Non solo ori, argenti e bronzi: ai Giochi di Tokyo 2021 l’Italia ha collezionato anche una “figuraccia olimpica”. In questi primi giorni di Olimpiade la spedizione italiana si è beccata una censura formale dal Cio, per un caso imbarazzante che ha coinvolto loro malgrado proprio i due portabandiera, Jessica Rossi ed Elia Viviani. Colpa di qualche “imprudenzagiornalistica, tanto grave da configurare una violazione della carta olimpica. Della carta olimpica in Italia si è parlato tanto per l’articolo 26 sull’autonomia del Coni che la riforma dello sport avrebbe violato (almeno, così sostenevano Malagò e i suoi amici del Cio), tanto da costringere il governo a fare un passo indietro e svuotarla con il cosiddetto “decreto Salva-Coni. Ma il documento è lungo, comprende tanti altri articoli, compreso il n.48 in cui è incappata la spedizione italiana a Tokyo. È quello che regola la copertura mediatica dell’evento e recita: “Soltanto le persone accreditate come giornalisti possono svolgere attività giornalistica. In nessun’altra circostanza atleti, allenatori o altri partecipanti della squadra possono svolgere attività giornalistica”. Sembra un’ovvietà, invece l’Italia è riuscita violarla per ben quattro volte in poche ore. Tanto da portare il Cio, che la carta la prende terribilmente sul serio, a intervenire e richiamare il Coni.
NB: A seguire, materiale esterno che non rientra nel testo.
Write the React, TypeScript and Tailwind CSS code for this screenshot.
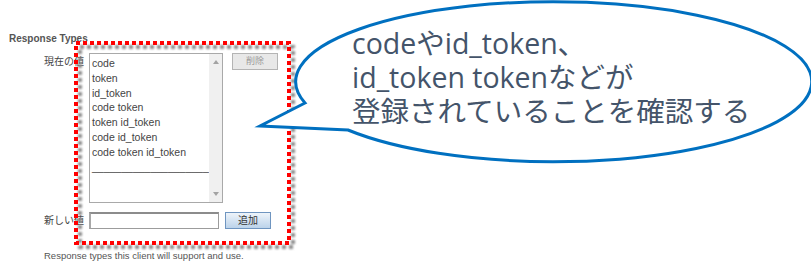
const items = [
  'code',
  'token',
  'id_token',
  'code token',
  'token id_token',
  'code id_token',
  'code token id_token',
  '____________________',
]

function Highlight() {
  return (
    <svg className="absolute left-0 top-0" width="811" height="276" viewBox="0 0 811 276">
      <defs>
        <filter id="soft" x="-5%" y="-5%" width="110%" height="110%">
          <feGaussianBlur stdDeviation="0.9" />
        </filter>
      </defs>
      <rect
        x="80"
        y="47"
        width="213"
        height="200"
        fill="none"
        stroke="#8a8a8a"
        strokeWidth="4"
        strokeDasharray="4 3"
        filter="url(#soft)"
      />
      <rect
        x="76"
        y="43"
        width="213"
        height="200"
        fill="none"
        stroke="#ff0000"
        strokeWidth="4"
        strokeDasharray="4 3"
      />
    </svg>
  )
}

function Callout() {
  return (
    <>
      <svg className="absolute left-0 top-0" width="811" height="276" viewBox="0 0 811 276">
        <path
          d="M 305 103 L 260 126 L 348 130 A 258 80 0 1 0 305 103 Z"
          fill="#ffffff"
          stroke="#0070c0"
          strokeWidth="3"
          strokeLinejoin="miter"
        />
      </svg>
      <div className="absolute left-[352px] top-[26px] font-['Open_Sans','Noto_Sans_CJK_JP',sans-serif] text-[28.5px] leading-[34px] text-[#44546a] whitespace-nowrap">
        <div>codeやid_token、</div>
        <div>id_token tokenなどが</div>
        <div>登録されていることを確認する</div>
      </div>
    </>
  )
}

export default function App() {
  return (
    <div className="relative w-[811px] h-[276px] overflow-hidden bg-white font-['Liberation_Sans','Noto_Sans_CJK_JP',sans-serif] text-[#444]">
      <div className="pt-[33px]">
        <div className="ml-[9px] text-[10px] leading-[12px] font-bold text-[#555]">Response Types</div>

        <div className="mt-[8px] pl-[44px] flex items-start">
          <div className="w-[45px] pt-[3px] text-[10px] leading-[12px]">現在の値</div>
          <div className="w-[134px] h-[150px] flex border border-[#a9a9a9] bg-white">
            <div className="flex-1 pl-[2px] pt-[2px] text-[10.5px] leading-[14.8px] text-[#444]">
              {items.map((item) => (
                <div key={item}>{item}</div>
              ))}
            </div>
            <div className="w-[13px] flex flex-col justify-between items-center bg-[#f0f0f0] py-[6px]">
              <span className="w-0 h-0 border-x-[3px] border-x-transparent border-b-[4px] border-b-[#a3a3a3]" />
              <span className="w-0 h-0 border-x-[3px] border-x-transparent border-t-[4px] border-t-[#a3a3a3]" />
            </div>
          </div>
          <button className="ml-[9px] w-[46px] h-[17px] border border-[#b4b4b4] bg-[#e8e8e8] text-[9px] leading-[15px] text-[#9a9a9a]">
            削除
          </button>
        </div>

        <div className="mt-[9px] pl-[44px] flex items-center">
          <div className="w-[45px] text-[10px] leading-[12px]">新しい値</div>
          <div className="w-[130px] h-[17px] border border-[#9c9c9c] border-t-2 border-l-2 border-t-[#8c8c8c] border-l-[#a8a8a8] bg-white" />
          <button className="ml-[6px] w-[46px] h-[17px] border border-[#6f95c0] bg-gradient-to-b from-[#eef4fa] to-[#bcd3ea] text-[10px] leading-[15px] text-[#333]">
            追加
          </button>
        </div>

        <div className="mt-[21px] ml-[44px] text-[9.5px] leading-[12px] text-[#555]">
          Response types this client will support and use.
        </div>
      </div>

      <Highlight />
      <Callout />
    </div>
  )
}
Negli ultimi giorni sono apparsi su quotidiani italiani dei contributi firmati direttamente da alcuni protagonisti azzurri. Una lettera del ct del ciclismo Davide Cassani su Il Giornale, una testimonianza dell’allenatore di scherma Sandro Cuomo su La Gazzetta dello Sport, e poi sempre sulle pagine della rosea il racconto della cerimonia di apertura in prima persona da parte dei portabandiera Jessica Rossi ed Elia Viviani. Un bel colpo per i giornali che li hanno ospitati, che potevano fregiarsi di un contributo originale delle stelle azzurre. Se solo le regole lo avessero permesso. E, soprattutto, se fossero stati autentici.

La vicenda era già di per sé imbarazzante ma, caso nel caso, dopo il richiamo formale del Cio sono emersi i dubbi sulla paternità di alcuni degli scritti. Nulla da dire sui due tecnici. Cassani è noto per avere un filo diretto con gli appassionati, ha sempre raccontato in prima persona le sue esperienze da ct (in virtù anche dei suoi precedenti da commentatore), solo doveva ricordarsi di non farlo alle Olimpiadi. Un peccato di ingenuità, come quello del ct Cuomo della scherma. In seguito alle verifiche, invece, è venuto fuori che i due atleti non avevano firmato nulla. Le loro parole, effettivamente rilasciate dopo la cerimonia, sono state impacchettate e pubblicate su La Gazzetta a loro firma, come fosse un contenuto originale (e la cosa è ben diversa, soprattutto per il Cio). Da chi e perché esattamente non si sa, pare non per iniziativa degli inviati in Giappone, che si erano limitati a fare il loro lavoro di cronisti. Sta di fatto che la circostanza ha suscitato un polverone (e non è nemmeno la prima volta, c’era stato un precedente ai Giochi invernali di Pyongchang, con un altro quotidiano di primo piano).

Il Cio se l’è presa col Coni, visto che il Comitato olimpico è l’unico interlocutore dei vertici mondiali e risponde di tutto ciò che riguarda la spedizione italiana. Il Coni ha chiesto conto spiegazioni formali ai diretti interessati, col rischio di stracciare gli accrediti. Persino gli atleti, che per violazioni del genere sono passibili di sanzioni fino addirittura all’esclusione, sono furiosi (in particolare Jessica Rossi, che ora non vuole più parlare ai giornalisti). E La Gazzetta alla fine è stata costretta a scusarsi, e anche a pubblicare una auto-smentita per rimediare alla gaffe: “Abbiamo riportato esattamente le loro parole, raccolte dai nostri inviati ai Giochi di Tokyo, ma non hanno effettivamente scritto loro”. Il caso è chiuso, la figuraccia olimpica pure.